What this task involves » Produce an exact copy of all the data below, dropping every image.

Dataset section »
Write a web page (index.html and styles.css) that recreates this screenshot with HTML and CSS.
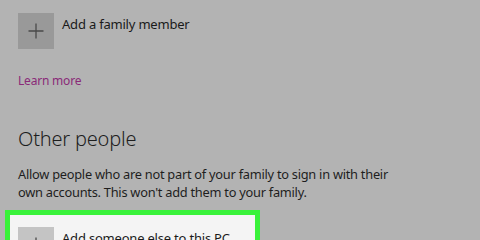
FILE: index.html
```html
<!DOCTYPE html>
<html>
<head>
<meta charset="utf-8">
<link rel="stylesheet" href="styles.css">
</head>
<body>
<div class="page">
  <div class="row family">
    <div class="tile dark"><svg width="16" height="16" viewBox="0 0 16 16"><path d="M8 0.5V15.5M0.5 8H15.5" stroke="#4a4a4a" stroke-width="1.3" fill="none"/></svg></div>
    <div class="label">Add a family member</div>
  </div>
  <a class="learn">Learn more</a>
  <h2 class="heading">Other people</h2>
  <p class="desc">Allow people who are not part of your family to sign in with their own accounts. This won't add them to your family.</p>
  <div class="highlight">
    <div class="row">
      <div class="tile light"><svg width="16" height="16" viewBox="0 0 16 16"><path d="M8 0.5V15.5M0.5 8H15.5" stroke="#4a4a4a" stroke-width="1.3" fill="none"/></svg></div>
      <div class="label">Add someone else to this PC</div>
    </div>
  </div>
</div>
</body>
</html>
```
FILE: styles.css
```css
html, body {
  margin: 0;
  padding: 0;
  background: #b3b3b3;
  width: 480px;
  height: 240px;
  overflow: hidden;
  font-family: "Noto Sans", "Open Sans", sans-serif;
  color: #1e1e1e;
}
.page {
  display: flex;
  flex-direction: column;
  align-items: flex-start;
  padding: 13px 0 0 18px;
}
.row {
  display: flex;
  align-items: flex-start;
  gap: 8px;
}
.tile {
  width: 36px;
  height: 36px;
  display: flex;
  align-items: center;
  justify-content: center;
  flex: none;
}
.tile.dark { background: #999999; }
.tile.light { background: #c4c4c4; }
.label {
  font-size: 13px;
  line-height: 18px;
  padding-top: 2px;
  color: #1a1a1a;
  letter-spacing: -0.2px;
}
.learn {
  margin-top: 24px;
  font-size: 12px;
  line-height: 16px;
  color: #8a2a78;
  letter-spacing: -0.2px;
}
.heading {
  margin: 37px 0 0;
  font-size: 20px;
  font-weight: 300;
  line-height: 26px;
  color: #1e1e1e;
  letter-spacing: -0.2px;
}
.desc {
  margin: 13px 0 0;
  width: 390px;
  font-size: 12.8px;
  line-height: 18px;
  color: #1e1e1e;
  letter-spacing: -0.25px;
}
.highlight {
  margin: 9px 0 0 -13px;
  width: 237px;
  border: 5px solid #39f23a;
  background: #f4f4f4;
  padding: 12px 0 12px 8px;
}
```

Answer to the task »
Write a web page (index.html and styles.css) that recreates this screenshot with HTML and CSS.
FILE: index.html
```html
<!DOCTYPE html>
<html>
<head>
<meta charset="utf-8">
<link rel="stylesheet" href="styles.css">
</head>
<body>
<div class="page">
  <div class="row family">
    <div class="tile dark"><svg width="16" height="16" viewBox="0 0 16 16"><path d="M8 0.5V15.5M0.5 8H15.5" stroke="#4a4a4a" stroke-width="1.3" fill="none"/></svg></div>
    <div class="label">Add a family member</div>
  </div>
  <a class="learn">Learn more</a>
  <h2 class="heading">Other people</h2>
  <p class="desc">Allow people who are not part of your family to sign in with their own accounts. This won't add them to your family.</p>
  <div class="highlight">
    <div class="row">
      <div class="tile light"><svg width="16" height="16" viewBox="0 0 16 16"><path d="M8 0.5V15.5M0.5 8H15.5" stroke="#4a4a4a" stroke-width="1.3" fill="none"/></svg></div>
      <div class="label">Add someone else to this PC</div>
    </div>
  </div>
</div>
</body>
</html>
```
FILE: styles.css
```css
html, body {
  margin: 0;
  padding: 0;
  background: #b3b3b3;
  width: 480px;
  height: 240px;
  overflow: hidden;
  font-family: "Noto Sans", "Open Sans", sans-serif;
  color: #1e1e1e;
}
.page {
  display: flex;
  flex-direction: column;
  align-items: flex-start;
  padding: 13px 0 0 18px;
}
.row {
  display: flex;
  align-items: flex-start;
  gap: 8px;
}
.tile {
  width: 36px;
  height: 36px;
  display: flex;
  align-items: center;
  justify-content: center;
  flex: none;
}
.tile.dark { background: #999999; }
.tile.light { background: #c4c4c4; }
.label {
  font-size: 13px;
  line-height: 18px;
  padding-top: 2px;
  color: #1a1a1a;
  letter-spacing: -0.2px;
}
.learn {
  margin-top: 24px;
  font-size: 12px;
  line-height: 16px;
  color: #8a2a78;
  letter-spacing: -0.2px;
}
.heading {
  margin: 37px 0 0;
  font-size: 20px;
  font-weight: 300;
  line-height: 26px;
  color: #1e1e1e;
  letter-spacing: -0.2px;
}
.desc {
  margin: 13px 0 0;
  width: 390px;
  font-size: 12.8px;
  line-height: 18px;
  color: #1e1e1e;
  letter-spacing: -0.25px;
}
.highlight {
  margin: 9px 0 0 -13px;
  width: 237px;
  border: 5px solid #39f23a;
  background: #f4f4f4;
  padding: 12px 0 12px 8px;
}
```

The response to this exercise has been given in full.